Key Small Business Statistics - July 2006
How many small businesses use e-business?
Engaging in electronic business (e-business) is defined as leveraging "the Internet for providing or sharing information, or for delivering services, and/or realizing some or all of its revenues from Internetbased transactions and/or the manufacture and sale of Internet-related products or services."Footnote 19 In addition to online purchases and transactions (referred to as e-commerce), e-business includes portfolio management, business planning, and Internet- or intranet-based communication between a business and its clients, suppliers and other partners.
Embracing e-business can offer many benefits to a firm, regardless of its size. Using the Internet as a business tool can improve coordination within the production process, improve communication with suppliers and customers, optimize supply sources and increase a firm's presence in the marketplace. However, the extent to which firms use e-business, and for what purposes, varies considerably depending on a firm's size.

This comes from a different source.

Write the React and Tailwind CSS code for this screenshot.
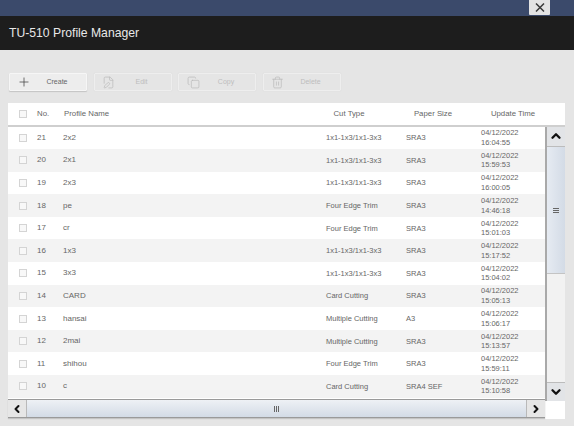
import React from 'react';
import { Plus, FilePen, Copy, Trash2, ChevronUp, ChevronDown, ChevronLeft, ChevronRight } from 'lucide-react';

const PROFILES = [
  { no: 21, name: '2x2', cut: '1x1-1x3/1x1-3x3', paper: 'SRA3', time: '16:04:55' },
  { no: 20, name: '2x1', cut: '1x1-1x3/1x1-3x3', paper: 'SRA3', time: '15:59:53' },
  { no: 19, name: '2x3', cut: '1x1-1x3/1x1-3x3', paper: 'SRA3', time: '16:00:05' },
  { no: 18, name: 'pe', cut: 'Four Edge Trim', paper: 'SRA3', time: '14:46:18' },
  { no: 17, name: 'cr', cut: 'Four Edge Trim', paper: 'SRA3', time: '15:01:03' },
  { no: 16, name: '1x3', cut: '1x1-1x3/1x1-3x3', paper: 'SRA3', time: '15:17:52' },
  { no: 15, name: '3x3', cut: '1x1-1x3/1x1-3x3', paper: 'SRA3', time: '15:04:02' },
  { no: 14, name: 'CARD', cut: 'Card Cutting', paper: 'SRA3', time: '15:05:13' },
  { no: 13, name: 'hansai', cut: 'Multiple Cutting', paper: 'A3', time: '15:06:17' },
  { no: 12, name: '2mai', cut: 'Multiple Cutting', paper: 'SRA3', time: '15:13:57' },
  { no: 11, name: 'shihou', cut: 'Four Edge Trim', paper: 'SRA3', time: '15:59:11' },
  { no: 10, name: 'c', cut: 'Card Cutting', paper: 'SRA4 SEF', time: '15:10:58' },
];

const Checkbox = () => (
  <span className="block w-[8px] h-[8px] border border-[#d4d4d4] bg-[#f8f8f8]" />
);

const ToolButton = ({ icon: Icon, label, disabled }) => (
  <div
    className={`flex items-center w-[78px] h-[18px] rounded-[1px] border ${
      disabled
        ? 'border-[#eeeeee] bg-[#e5e5e5] text-[#bdbdbd] shadow-[0_0_1px_#d4d4d4]'
        : 'border-[#f6f6f6] bg-[#ededed] text-[#666666] shadow-[0_1px_1px_#c4c4c4]'
    }`}
  >
    <span className="flex justify-center w-[28px]">
      <Icon
        size={disabled ? 13 : 14}
        strokeWidth={1.3}
        className={disabled ? 'text-[#b9b9b9]' : 'text-[#444444]'}
      />
    </span>
    <span className="w-[38px] text-center text-[7px]">{label}</span>
  </div>
);

export default function App() {
  return (
    <div className="w-[574px] h-[426px] overflow-hidden flex flex-col bg-[#e5e5e5] font-['Liberation_Sans',Arial,sans-serif] text-[#666666]">
      {/* window bar */}
      <div className="h-[16px] shrink-0 flex justify-end pr-[24px] bg-[#3b4a6b]">
        <div className="w-[21px] h-[15px] flex items-center justify-center bg-[#e3e3e3] rounded-b-[1px]">
          <svg width="10" height="9" viewBox="0 0 10 9" className="text-[#3a3a3a]">
            <path d="M1 0.5 L9 8.5 M9 0.5 L1 8.5" stroke="currentColor" strokeWidth="1.5" />
          </svg>
        </div>
      </div>

      <div className="h-[34px] shrink-0 flex items-center pl-[9px] bg-[#1d1d1d] text-[#e8e8e8] text-[12.2px]">
        TU-510 Profile Manager
      </div>

      {/* toolbar */}
      <div className="flex gap-[6.5px] pl-[9px] pt-[23px] h-[53px] shrink-0">
        <ToolButton icon={Plus} label="Create" />
        <ToolButton icon={FilePen} label="Edit" disabled />
        <ToolButton icon={Copy} label="Copy" disabled />
        <ToolButton icon={Trash2} label="Delete" disabled />
      </div>

      <div className="ml-[8px] w-[557px] h-[316px] flex flex-col bg-white">
        {/* header */}
        <div className="h-[23.5px] shrink-0 flex items-center border-b-2 border-[#cfcfcf] text-[7.8px]">
          <span className="w-[29px] flex justify-center pl-[1px]"><Checkbox /></span>
          <span className="w-[27px]">No.</span>
          <span className="w-[246px]">Profile Name</span>
          <span className="w-[78px] text-center">Cut Type</span>
          <span className="w-[90px] text-center">Paper Size</span>
          <span className="w-[70px] text-center">Update Time</span>
        </div>

        <div className="flex">
          <div className="w-[537px]">
            {/* rows */}
            <div className="h-[272.5px] overflow-hidden">
              {PROFILES.map((p, i) => (
                <div
                  key={p.no}
                  className={`h-[22.6px] flex items-center text-[7.5px] ${i % 2 ? 'bg-[#f3f3f3]' : 'bg-white'}`}
                >
                  <span className="w-[29px] flex justify-center pl-[1px]"><Checkbox /></span>
                  <span className="w-[26px] text-[8px]">{p.no}</span>
                  <span className="w-[263px] text-[8px]">{p.name}</span>
                  <span className="w-[80px]">{p.cut}</span>
                  <span className="w-[75px]">{p.paper}</span>
                  <span className="leading-[9.5px]">04/12/2022<br />{p.time}</span>
                </div>
              ))}
            </div>

            {/* horizontal scrollbar */}
            <div className="h-[19px] flex items-center border-t border-[#9a9a9a] border-b bg-gradient-to-b from-[#eef1f5] to-[#d3dbe6] shadow-[0_1px_1px_#c4c4c4]">
              <span className="w-[19px] h-full flex items-center justify-center bg-[#e6e6e6] border-r border-[#b9b9b9]">
                <ChevronLeft size={12} strokeWidth={4} className="text-[#111111]" />
              </span>
              <span className="flex-1 flex justify-center">
                <span className="w-[6px] h-[6px] bg-[repeating-linear-gradient(90deg,#666666_0,#666666_1px,transparent_1px,transparent_2px)]" />
              </span>
              <span className="w-[19px] h-full flex items-center justify-center bg-[#e6e6e6] border-l border-[#b9b9b9]">
                <ChevronRight size={12} strokeWidth={4} className="text-[#111111]" />
              </span>
            </div>
          </div>

          {/* vertical scrollbar */}
          <div className="w-[20px] h-[274px] flex flex-col border-l-2 border-[#a9a9a9] bg-[#f2f2f2]">
            <span className="h-[20px] shrink-0 flex items-center justify-center bg-[#e2e4e7] border-b border-[#bcbcbc]">
              <ChevronUp size={14} strokeWidth={4} className="text-[#111111]" />
            </span>
            <span className="h-[127px] shrink-0 flex items-center justify-center bg-gradient-to-r from-[#e6ebf2] to-[#d3dbe6] border-b border-[#c4c4c4]">
              <span className="w-[6px] h-[6px] bg-[repeating-linear-gradient(0deg,#666666_0,#666666_1px,transparent_1px,transparent_2px)]" />
            </span>
            <span className="flex-1" />
            <span className="h-[19px] shrink-0 flex items-center justify-center bg-[#e2e4e7] border-t border-[#bcbcbc]">
              <ChevronDown size={14} strokeWidth={4} className="text-[#111111]" />
            </span>
          </div>
        </div>
      </div>
    </div>
  );
}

Data on e-business are available from a variety of sources, which often do not agree. The reason for the discrepancies is that e-business survey results are very sensitive to sample selection and timing. The most reliable source of data on e-business is Statistics Canada's Survey of Electronic Commerce and Technology (SECT),Footnote 20 which covers more than 21 000 firms. It defines small firms as having fewer than 20 employees, medium-sized firms as having between 20 and 99 employees (499 for manufacturing) and large firms as having 100 employees or more (500 or more for manufacturing). Table 15 is based on this survey.
Having an Internet connection does not necessarily mean a business is embracing e-business, although being connected may serve as an indicator for the use of e-business because it is a minimum requirement for participation in almost any form of e-business. While the rate of small firms connecting to the Internet is increasing, they continue to lag behind medium-sized and large firms in terms of both connection rates and the ways in which the Internet is put to use in the business. The overall rate of firms connected to the Internet was 82 percent in 2004, but small firms, at 79 percent, lagged well behind the 96 percent and 99 percent of medium-sized and large firms connected to the Internet respectively. However, small firms have been closing the gap in connection rates between themselves and medium-sized and large firms in recent years.
Website ownership rates also increase with firm size. More than twice as many medium-sized (69 percent) and large (79 percent) firms owned websites compared with small firms (32 percent) in 2004. Over the past four years, the proportion of firms that own a website has increased across all sizes of firms.
As firm size increases, there is clearly a higher percentage of firms that buy and sell online. Furthermore, the number of firms that buy online has been increasing in recent years and is now roughly five times the number of firms that sell online, and this holds true for all sizes of firms. Although the proportion of firms selling online has changed very little since 2001, the number of small and medium-sized firms that purchase online has doubled. For instance, in 2004, only 7 percent of small firms sold online, while 40 percent purchased online; for medium-sized firms, 12 percent sold and 59 percent purchased online; and for large firms, 13 percent sold and 62 percent purchased online. This likely reflects higher costs associated with setting up operations to sell online compared with the low costs of purchasing online.
Small firms that operate in service industries generally have more e-commerce activity than those operating in goods-producing industries. However, small firms have less activity related to e-commerce than medium-sized and large firms across all industries.
Footnote 19. Fast Forward — Accelerating Canada's Leadership in the Internet Economy. Report of the Canadian E-Business Opportunities Roundtable, January 2000, p.11.
Footnote 20. The minimum level of revenue required to be included in Statistics Canada's Survey of Electronic Commerce and Technology (SECT) varies depending on the industry but ranges from $150 000 to $250 000 per year. Businesses with no full-time employees but that meet the minimum revenue criterion were included in the survey. Those without full-time employees included self-employed persons without paid help, seasonal businesses and virtual firms.